Seperti diketahui, JI merupakan organisasi yang berbaiat pada gerakan internasional Al Qaeda. Al Qaeda tidak memperbolehkan cabangnya untuk berinisiatif untuk menyerang sesuatu. Penyerangan hanya bisa dilakukan setelah ada perintah dari pimpinan Al Qaeda.
Berbeda dengan jejaring Jamaah Ansharut Daulah (JAD) yang anggotanya merupakan simpatisan atau telah menyatakan baiat kepada Negara Islam di Irak dan Suriah (NIIS). Pimpinan NIIS sejak 2014 memerintahkan pengikutnya yang tak bisa hijrah ke Suriah untuk beraksi di negerinya sesuai dengan kemapuan masing-masing. Oleh karena itu, JAD kerap melakukan pengeboman atau penyerangan seorang diri.
JAD di Bogor
Dia menjadi admin salah satu grup Whatsapp yang senantiasa mendiskusikan soal jihad dan masalah bom. (Kepala Biro Penerangan Masyarakat Divisi Humas Polri Brigadir Jenderal Rusdi Hartono)
Pada hari yang sama, Densus juga menangkap tersangka terorisme berinisial KDW (30) di Bogor. KDW yang terafiliasi dengan jejaring Jamaah Ansharut Daulah (JAD) merupakan penyedia bahan kimia yang digunakan sebagai bahan baku pembuat bom. Dari KDW, polisi menyita aneka bahan kimia, di antaranya dekstran, magnesium sulfat, dan belerang.
Rusdi mengatakan, KDW juga diketahui kerap menyebarkan konten propaganda jihad di berbagai akun media sosialnya. ”Dia menjadi admin salah satu grup Whatsapp yang senantiasa mendiskusikan soal jihad dan masalah bom,” ujar Rusdi.
Anggota JAD memang gencar menggunakan media sosial untuk menyebarkan propaganda. Sebagaimana digunakan oleh 11 anggota JAD di Merauke, Papua, dan satu orang di Balikpapan, Kalimantan Timur, yang ditangkap pada akhir Mei 2021. Sebanyak 12 orang itu terkoneksi dengan kelompok kajian Villa Mutiara yang merupakan dalang dari pengeboman di depan Gereja Katedral Makassar, Sulawesi Selatan, pada Maret 2021.
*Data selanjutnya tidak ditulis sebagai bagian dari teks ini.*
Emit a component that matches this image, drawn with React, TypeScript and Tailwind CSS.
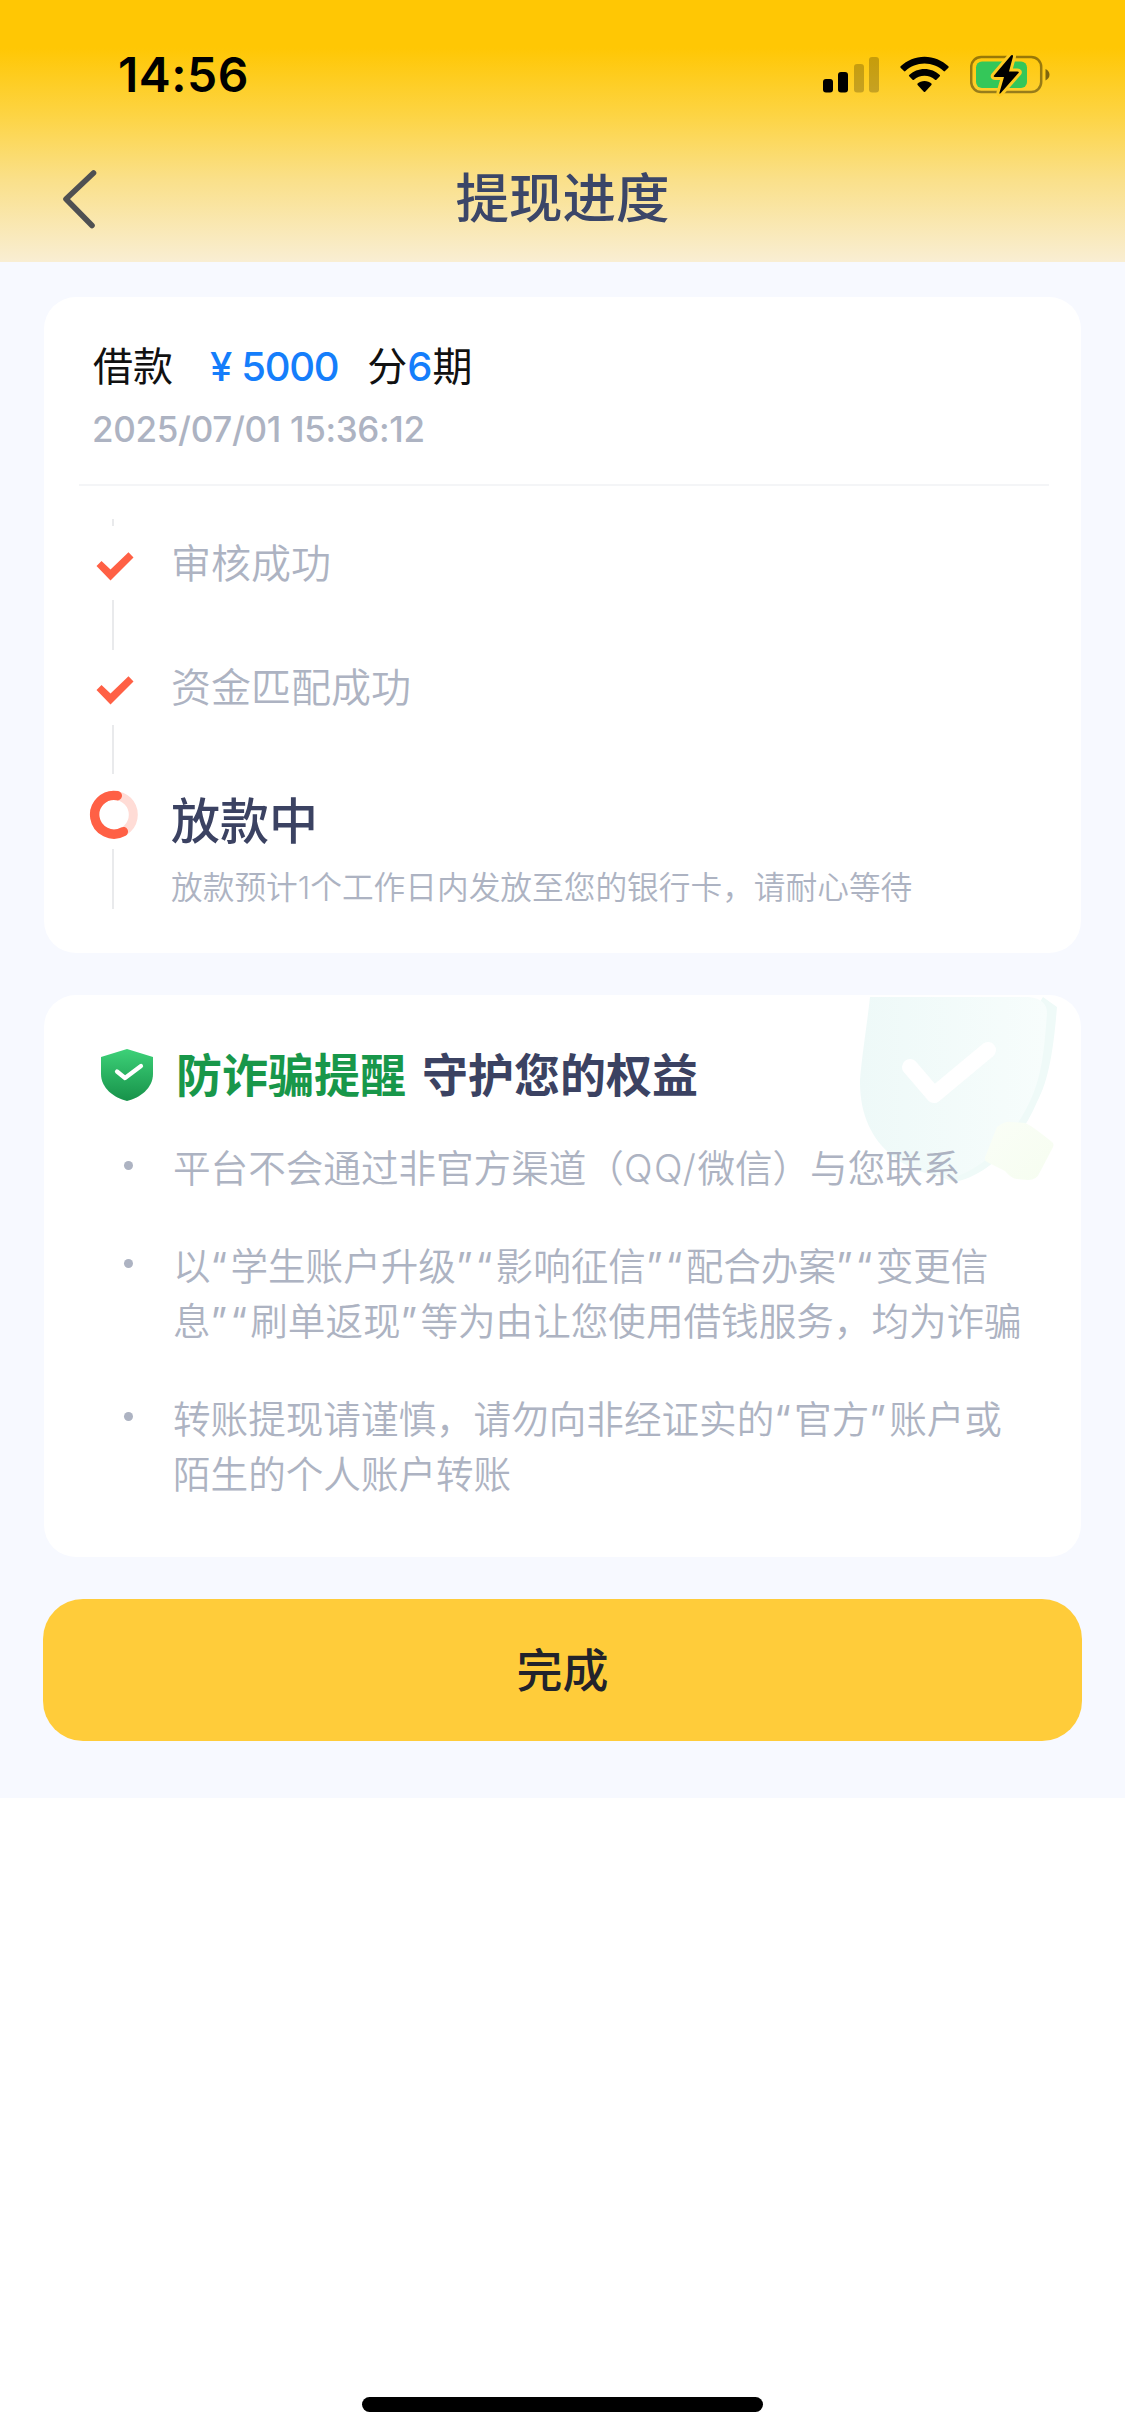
import { ReactNode } from "react";

type StepState = "done" | "doing";

interface Step {
  title: string;
  state: StepState;
  desc?: string;
}

const steps: Step[] = [
  { title: "审核成功", state: "done" },
  { title: "资金匹配成功", state: "done" },
  {
    title: "放款中",
    state: "doing",
    desc: "放款预计1个工作日内发放至您的银行卡，请耐心等待",
  },
];

const tips = [
  "平台不会通过非官方渠道（QQ/微信）与您联系",
  "以“学生账户升级”“影响征信”“配合办案”“变更信息”“刷单返现”等为由让您使用借钱服务，均为诈骗",
  "转账提现请谨慎，请勿向非经证实的“官方”账户或陌生的个人账户转账",
];

function StatusBar() {
  return (
    <div className="flex h-[136px] items-start justify-between pt-[55px] pr-[75px] pl-[118px]">
      <span className="text-[48px] leading-[40px] font-semibold tracking-[0.5px] text-black">
        14:56
      </span>
      <div className="flex items-start">
        <svg width="58" height="40" viewBox="0 0 58 40">
          <rect x="0" y="24" width="10" height="13.5" rx="3" />
          <rect x="15" y="17" width="10" height="20.5" rx="3" />
          <rect x="31" y="9" width="10" height="28.5" rx="3" opacity="0.22" />
          <rect x="46" y="2" width="10" height="35.5" rx="3" opacity="0.22" />
        </svg>
        <svg className="ml-[19px]" width="50" height="40" viewBox="0 0 50 40">
          <path d="M24.5 1.7C33.6 1.7 42 5.3 48.4 11.3Q49 12 48.4 12.7L45 16.1Q44.3 16.7 43.6 16.1C38.5 11.4 31.8 8.6 24.5 8.6S10.5 11.4 5.4 16.1Q4.7 16.7 4 16.1L.6 12.7Q0 12 .6 11.3C7 5.3 15.4 1.7 24.5 1.7Z" />
          <path d="M24.5 13.9C30.4 13.9 35.8 16.2 39.8 19.9Q40.5 20.6 39.8 21.3L36.4 24.7Q35.7 25.3 35 24.7C32.2 22.2 28.5 20.8 24.5 20.8S16.8 22.2 14 24.7Q13.3 25.3 12.6 24.7L9.2 21.3Q8.5 20.6 9.2 19.9C13.2 16.2 18.6 13.9 24.5 13.9Z" />
          <path d="M24.5 26C27.3 26 29.7 27 31.4 28.5Q32 29.2 31.4 29.9L25.2 36.7Q24.5 37.4 23.8 36.7L17.6 29.9Q17 29.2 17.6 28.5C19.3 27 21.7 26 24.5 26Z" />
        </svg>
        <svg className="ml-[20px]" width="80" height="42" viewBox="0 0 80 42">
          <rect x="1.2" y="2" width="70" height="35" rx="10" fill="none" stroke="#000" strokeOpacity="0.4" strokeWidth="2.5" />
          <path d="M75.5 14q4 2 4 5.7t-4 5.7z" fillOpacity="0.5" />
          <rect x="6" y="6.5" width="51" height="26.5" rx="6" fill="#34c759" />
          <path
            d="M41 .5 24 20.5q-1 1.5 1 1.5h9l-4.5 15.5q-.4 2 1.3.5L48.5 18q1-1.5-1-1.5h-8.500L43 1.500Q43-1 41 .5z"
            stroke="#fecb21"
            strokeWidth="6"
            paintOrder="stroke"
          />
        </svg>
      </div>
    </div>
  );
}

function NavBar() {
  return (
    <div className="grid h-[126px] grid-cols-[1fr_auto_1fr] items-start">
      <svg className="mt-[32px] ml-[61px]" width="38" height="62" viewBox="0 0 38 62">
        <path
          d="M32.5 5 5 31l26 26.5"
          fill="none"
          stroke="#4f5052"
          strokeWidth="5.6"
          strokeLinecap="round"
          strokeLinejoin="round"
        />
      </svg>
      <h1 className="mt-[33px] text-[53.5px] leading-[60px] font-medium text-[#3b4668]">提现进度</h1>
    </div>
  );
}

function StepIcon({ state }: { state: StepState }) {
  if (state === "done") {
    return (
      <svg width="50" height="50" viewBox="0 0 50 50">
        <path d="M7.5 24 12.5 19l9 8.5L39.5 10.2l5 5.3-23 23z" fill="#ff6045" />
      </svg>
    );
  }
  return (
    <svg width="50" height="50" viewBox="0 0 50 50">
      <circle cx="25" cy="24.7" r="19.3" fill="none" stroke="#ffdcd6" strokeWidth="9" />
      <path
        d="M28.3 5.7A19.3 19.3 0 1 0 34.3 41.6"
        fill="none"
        stroke="#ff6045"
        strokeWidth="9.4"
        strokeLinecap="round"
      />
    </svg>
  );
}

function Line({ className }: { className: string }) {
  return <div className={`mr-[2px] w-[2px] bg-[#e9eaec] ${className}`} />;
}

function Timeline() {
  const [first, second, current] = steps;

  return (
    <div className="flex pl-[45px]">
      <div className="flex w-[50px] flex-col items-center pt-[33px]">
        <Line className="h-[7px]" />
        <div className="mt-[16px] h-[50px]">
          <StepIcon state={first.state} />
        </div>
        <Line className="mt-[8px] h-[50px]" />
        <div className="mt-[16px] h-[50px]">
          <StepIcon state={second.state} />
        </div>
        <Line className="mt-[9px] h-[49px]" />
        <div className="mt-[16px] h-[50px]">
          <StepIcon state={current.state} />
        </div>
        <Line className="mt-[9px] h-[60px]" />
      </div>
      <div className="ml-[32px] pt-[48px] text-[#adb3c2]">
        <p className="text-[40px] leading-[60px] font-[350]">{first.title}</p>
        <p className="mt-[64px] text-[40px] leading-[60px] font-[350]">{second.title}</p>
        <p className="mt-[69px] text-[49px] leading-[70px] font-medium text-[#3b4262]">
          {current.title}
        </p>
        <p className="mt-[9px] text-[31.7px] leading-[44px] font-[350]">{current.desc}</p>
      </div>
    </div>
  );
}

function Card({ className, children }: { className: string; children: ReactNode }) {
  return (
    <section className={`relative mx-[44px] overflow-hidden rounded-[32px] bg-white ${className}`}>
      {children}
    </section>
  );
}

function LoanCard() {
  return (
    <Card className="mt-[35px] h-[656px]">
      <div className="flex items-center pt-[42px] pl-[49px] text-[40px] leading-[56px] text-[#111]">
        <span>借款</span>
        <span className="ml-[37px] font-medium text-[#157efb]">¥</span>
        <span className="ml-[9px] font-medium tracking-[-1.3px] text-[#157efb]">5000</span>
        <span className="ml-[29px]">
          分<span className="font-medium text-[#157efb]">6</span>期
        </span>
      </div>
      <p className="mt-[11px] pl-[48px] text-[35px] leading-[46px] font-medium tracking-[-0.33px] text-[#adb3c2]">
        2025/07/01 15:36:12
      </p>
      <div className="mt-[32px] mr-[32px] ml-[35px] h-[2px] bg-[#f4f5f7]" />
      <Timeline />
    </Card>
  );
}

function ShieldWatermark() {
  return (
    <svg className="absolute top-0 right-0" width="236" height="200" viewBox="0 0 236 200">
      <defs>
        <linearGradient id="wm" x1="0" y1="0" x2="1" y2="0">
          <stop offset="0" stopColor="#eef9f8" />
          <stop offset="1" stopColor="#f7fdfc" />
        </linearGradient>
        <linearGradient id="gem" x1="0" y1="0" x2="1" y2="1">
          <stop offset="0" stopColor="#fafef7" />
          <stop offset="1" stopColor="#f6fdf0" />
        </linearGradient>
      </defs>
      <path d="M198 2 212 12C209 48 205 83 192 107C178 140 150 178 110 187L90 180z" fill="#effaf8" />
      <path
        d="M25 2H184Q202 4 202 18C199 60 196 88 180 116C163 147 143 170 108 183C66 180 14 155 15 85C17 60 22 30 25 2z"
        fill="url(#wm)"
      />
      <path
        d="m65 72 24 28 54-45"
        fill="none"
        stroke="#fff"
        strokeWidth="16"
        strokeLinecap="round"
        strokeLinejoin="round"
      />
      <path
        d="M152 132q8-6 14-5l14 1q6 2 27 19 3 2 0 7l-12 23q-3 8-12 8l-11-1q-5 0-12-8l-18-9q-4-2-1-7z"
        fill="url(#gem)"
      />
    </svg>
  );
}

// Curly quotes and Latin runs are spaced out so they sit evenly between the Han characters.
function TipText({ text }: { text: string }) {
  return (
    <span>
      {text.split(/([“”]+|[A-Z/]+)/).map((part, i) => {
        if (/^[“”]/.test(part)) {
          return (
            <span key={i} className="font-normal tracking-[3.3px]">
              {part}
            </span>
          );
        }
        if (/^[A-Z]/.test(part)) {
          return (
            <span key={i} className="tracking-[1.6px]">
              {part}
            </span>
          );
        }
        return part;
      })}
    </span>
  );
}

function FraudCard() {
  return (
    <Card className="mt-[42px] h-[562px]">
      <ShieldWatermark />
      <div className="relative flex items-center pt-[51px] pl-[57px]">
        <svg width="52" height="52" viewBox="0 0 52 52">
          <defs>
            <linearGradient id="shield" x1="0" y1="0" x2="0" y2="1">
              <stop offset="0" stopColor="#3dd178" />
              <stop offset="1" stopColor="#17924a" />
            </linearGradient>
          </defs>
          <path d="M26 0 52 8V25C52 39 39 49 26 52C13 49 0 39 0 25V8z" fill="url(#shield)" />
          <path
            d="m16 22.5 8 6.5 16-12"
            fill="none"
            stroke="#fff"
            strokeWidth="4.2"
            strokeLinecap="round"
            strokeLinejoin="round"
          />
        </svg>
        <h2 className="ml-[23px] text-[46px] leading-[58px] font-bold text-[#18974a]">防诈骗提醒</h2>
        <span className="ml-[16px] text-[46px] leading-[58px] font-bold text-[#3b4262]">守护您的权益</span>
      </div>
      <ul className="relative mt-[37px] space-y-[43px] pr-[48px] pl-[80px] text-[37.6px] leading-[55px] font-[350] text-[#adb3c2]">
        {tips.map((tip) => (
          <li key={tip} className="flex">
            <i className="mt-[20px] mr-[40px] size-[9px] shrink-0 rounded-full bg-[#adb3c2]" />
            <TipText text={tip} />
          </li>
        ))}
      </ul>
    </Card>
  );
}

export default function App() {
  return (
    <main
      lang="zh-CN"
      className="flex h-[2435px] w-[1125px] flex-col bg-white font-['Inter','Noto_Sans_CJK_SC',sans-serif]"
    >
      <header className="h-[262px] bg-[linear-gradient(180deg,#ffc704_0px,#ffc704_48px,#fdd443_115px,#fae08a_180px,#f9eed3_262px)]">
        <StatusBar />
        <NavBar />
      </header>
      <div className="flow-root h-[1536px] bg-[#f7f9ff]">
        <LoanCard />
        <FraudCard />
        <button className="mx-[43px] mt-[42px] block h-[142px] w-[1039px] rounded-[40px] bg-[#ffcc3a] text-[46px] font-medium text-[#22232b]">
          完成
        </button>
      </div>
      <div className="mx-auto mt-auto mb-[23px] h-[15px] w-[401px] rounded-full bg-black" />
    </main>
  );
}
Pada Jumat (11/6/2021), polisi menetapkan 12 orang itu sebagai tersangka. Mereka disangkakan Pasal 15 juncto Pasal 7 dan atau Pasal 12A Ayat (1) Undang-Undang Nomor 5 Tahun 2018 tentang Pemberantasan Tindak Pidana Terorisme. Khusus untuk tersangka berinisial IK, ditambahkan Pasal 13A UU No 5/2018 terkait penggunaan media sosial.